The matter was heard at the Bombay High Court again by Chief Justice Pradeep Nandrajog and Justice Bharati Dangre. On 23 September 2019, the court concluded the hearing and upheld the previous order of the same court directing immediate shifting of the affected residents or to pay rent for every household till proper rehabilitation is provided. It also restricted the government from sending anymore PAPs or slum dwellers to be shifted to Mahul owing to the continued high levels of pollution and deplorable living conditions. A period of 12 weeks was given to comply with this order.

=== Relief to residents ===
On 6 March 2020, after almost three years of struggle, 288 families received allotment in alternate homes in MHB Colony, Gorai

== During Covid-19 ==
As the pandemic hit the city, the BMC floated the idea for setting up quarantine centres in Mahul, MMRDA colonies.
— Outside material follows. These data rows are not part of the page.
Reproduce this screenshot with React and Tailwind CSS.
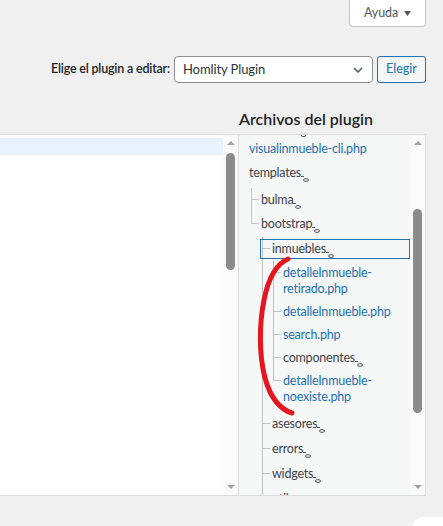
const LINE = "border-[#c3c4c7]";

function Oval() {
  return (
    <span className="relative inline-block w-[8px]">
      <svg className="absolute left-0 top-[-1px]" width="8" height="7" viewBox="0 0 8 7">
        <line x1="0" y1="0.5" x2="3" y2="0.5" stroke="#50575e" strokeWidth="1" />
        <ellipse cx="5" cy="4" rx="2.5" ry="1.4" fill="none" stroke="#50575e" strokeWidth="1" />
      </svg>
    </span>
  );
}

function Label({ dir, pad = "py-[4px]", children }) {
  return (
    <div
      className={`${pad} text-[12.5px] leading-[16px] tracking-[-0.2px] ${dir ? "text-[#3c434a]" : "text-[#2271b1]"}`}
    >
      {children}
      {dir && <Oval />}
    </div>
  );
}

function Branch({ last, focus, stub = "h-[12px]", children }) {
  return (
    <li className="relative flex">
      {focus && <div className="absolute left-[-2px] right-0 top-[2px] h-[20px] border border-[#2271b1]" />}
      <div className="flex w-[8px] shrink-0 flex-col">
        <div className={`${stub} border-b border-l ${LINE}`} />
        {!last && <div className={`flex-1 border-l ${LINE}`} />}
      </div>
      <div className="ml-[2px] min-w-0 flex-1">{children}</div>
    </li>
  );
}

function Scrollbar({ thumb }) {
  return (
    <div className="flex w-[15px] shrink-0 flex-col items-center bg-[#fafafa]">
      <svg className="mt-[6px]" width="8" height="4" viewBox="0 0 8 4">
        <path d="M0 4 L4 0 L8 4 Z" fill="#a3a3a3" />
      </svg>
      <div className={`w-[9px] rounded-full bg-[#8b8b8b] ${thumb}`} />
      <div className="flex-1" />
      <svg className="mb-[6px]" width="8" height="4" viewBox="0 0 8 4">
        <path d="M0 0 L4 4 L8 0 Z" fill="#a3a3a3" />
      </svg>
    </div>
  );
}

export default function App() {
  return (
    <div className="relative h-[526px] w-[443px] overflow-hidden bg-[#f0f0f1] font-['Lato',sans-serif] text-[#1d2327]">
      {/* Ayuda tab */}
      <div className="flex justify-end pr-[17px]">
        <button className="flex h-[27px] w-[77px] items-center justify-center gap-[6px] rounded-b-[4px] border border-t-0 border-[#c3c4c7] bg-white text-[12.5px] tracking-[-0.1px] text-[#50575e]">
          Ayuda
          <svg width="7" height="5" viewBox="0 0 7 5">
            <path d="M0 0 L7 0 L3.5 5 Z" fill="#50575e" />
          </svg>
        </button>
      </div>

      {/* plugin picker */}
      <div className="mt-[29px] flex h-[27px] items-center justify-end gap-[4px] pr-[17px]">
        <span className="text-[12.5px] font-semibold tracking-[-0.2px] text-[#1d2327]">Elige el plugin a editar:</span>
        <div className="flex h-[27px] w-[199px] items-center justify-between rounded-[4px] border border-[#8c8f94] bg-white pl-[8px] pr-[9px] text-[13px] tracking-[-0.1px] text-[#2c3338]">
          Homlity Plugin
          <svg width="10" height="6" viewBox="0 0 10 6">
            <path d="M1 1 L5 5 L9 1" fill="none" stroke="#50575e" strokeWidth="1.5" />
          </svg>
        </div>
        <button className="h-[27px] w-[49px] rounded-[3px] border border-[#2271b1] bg-[#f6f7f7] text-[12.5px] text-[#2271b1]">
          Elegir
        </button>
      </div>

      <div className="mt-[25px] flex">
        <div className="w-[238px]" />
        <h2 className="h-[22px] pl-[1px] text-[16px] font-semibold leading-[22px] text-[#1d2327]">Archivos del plugin</h2>
      </div>

      <div className="mt-[4px] flex">
        {/* editor */}
        <div className="flex h-[362px] w-[238px] border-y border-[#dcdcde] bg-white">
          <div className="flex-1 pt-[3px]">
            <div className="h-[17px] bg-[#e8f2ff]" />
          </div>
          <Scrollbar thumb="mt-[8px] h-[117px]" />
        </div>

        {/* file tree */}
        <div className="flex h-[362px] w-[188px] border border-[#dcdcde] bg-[#f6f7f7]">
          <div className="min-w-0 flex-1 overflow-hidden pl-[10px]">
            <div className="h-[2px] pl-[52px]">
              <div className="h-[2px] w-[5px] rounded-b-full border-x border-b border-[#50575e]" />
            </div>
            <ul>
              <li>
                <Label>visualinmueble-cli.php</Label>
              </li>
              <li>
                <Label dir>templates</Label>
                <ul className="ml-[2px] pt-[3px]">
                  <Branch>
                    <Label dir>bulma</Label>
                  </Branch>
                  <Branch last>
                    <Label dir>bootstrap</Label>
                    <ul className="ml-[1px] pt-px">
                      <Branch focus>
                        <Label dir>inmuebles</Label>
                        <ul className="ml-[1px] pb-[3px]">
                          <Branch>
                            <Label pad="py-[3.6px]">
                              detalleInmueble-
                              <br />
                              retirado.php
                            </Label>
                          </Branch>
                          <Branch stub="h-[11.6px]">
                            <Label pad="py-[3.6px]">detalleInmueble.php</Label>
                          </Branch>
                          <Branch stub="h-[11.6px]">
                            <Label pad="py-[3.6px]">search.php</Label>
                          </Branch>
                          <Branch stub="h-[11.6px]">
                            <Label dir pad="py-[3.6px]">
                              componentes
                            </Label>
                          </Branch>
                          <Branch last stub="h-[11.6px]">
                            <Label pad="py-[3.6px]">
                              detalleInmueble-
                              <br />
                              noexiste.php
                            </Label>
                          </Branch>
                        </ul>
                      </Branch>
                      <Branch stub="h-[12.5px]">
                        <Label dir pad="py-[4.5px]">
                          asesores
                        </Label>
                      </Branch>
                      <Branch stub="h-[12.5px]">
                        <Label dir pad="py-[4.5px]">
                          errors
                        </Label>
                      </Branch>
                      <Branch stub="h-[12.5px]">
                        <Label dir pad="py-[4.5px]">
                          widgets
                        </Label>
                      </Branch>
                      <Branch stub="h-[12.5px]">
                        <Label dir pad="py-[4.5px]">
                          utils
                        </Label>
                      </Branch>
                    </ul>
                  </Branch>
                </ul>
              </li>
            </ul>
          </div>
          <Scrollbar thumb="mt-[64px] h-[204px]" />
        </div>
      </div>

      {/* hand-drawn marker */}
      <svg className="pointer-events-none absolute inset-0" width="443" height="526" viewBox="0 0 443 526">
        <path
          d="M288 259 C276 264 268 280 264 300 C259 325 259 355 265 378 C270 396 279 409 292 413"
          fill="none"
          stroke="#e5161d"
          strokeWidth="5"
          strokeLinecap="round"
        />
      </svg>

      <div className="absolute left-[412px] top-[517px] h-[30px] w-[40px] rounded-[12px] bg-white" />
    </div>
  );
}
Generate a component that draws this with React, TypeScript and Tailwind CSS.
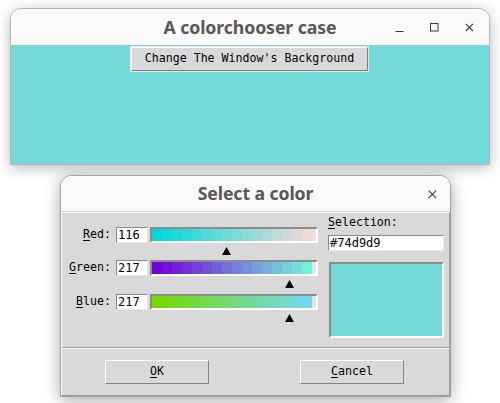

On 3 April 2020, a joint statement was issued and submitted to the government by doctors, lawyers, residents and activists explaining the perils of doing so given the toxic water and air quality along with the poor ventilation system of the buildings. In early May, the BMC shifted suspected and high risk residents of M-East Ward to Videocon Colony, near the MMRDA buildings, for quarantine. The conditions at the quarantine centre were appalling. An uninhabited structure, the water works were still not finished. Those quarantined languished without water in the toilets for the first 5 days.

The BMC also planned to shift the COVID-19 positive prison inmates of Arthur Road Jail, Byculla to Mahul for quarantine. A PIL was filed by the mother of an inmate, Sharda Tevar and Ghar Bachao Ghar Banao Andolan against this move. It would be counter productive to shift patients with respiratory disease to a heavily polluted place it was argued. The Bombay HC, on 15 May 2020, directed the municipal corporation to not use Mahul as quarantine centres without the court's permission and only to use it as a last resort. The division bench was presided by Chief Justice Dipankar Datta and Justice A A Sayed, who gave the judgement via videoconferencing. By end of May, the BMC appealed to the High Court to allow use of 11 buildings of MMRDA Colony, Mahul for quarantine. Chief Justice Dipankar Datta and Justice K K Tated heard the petition. In a rejoinder, Ghar Bachao Ghar Banao Andolan has argued that there have been 11 deaths due to COVID-19 in Mahul and it would not make any logical sense to shift more patients here.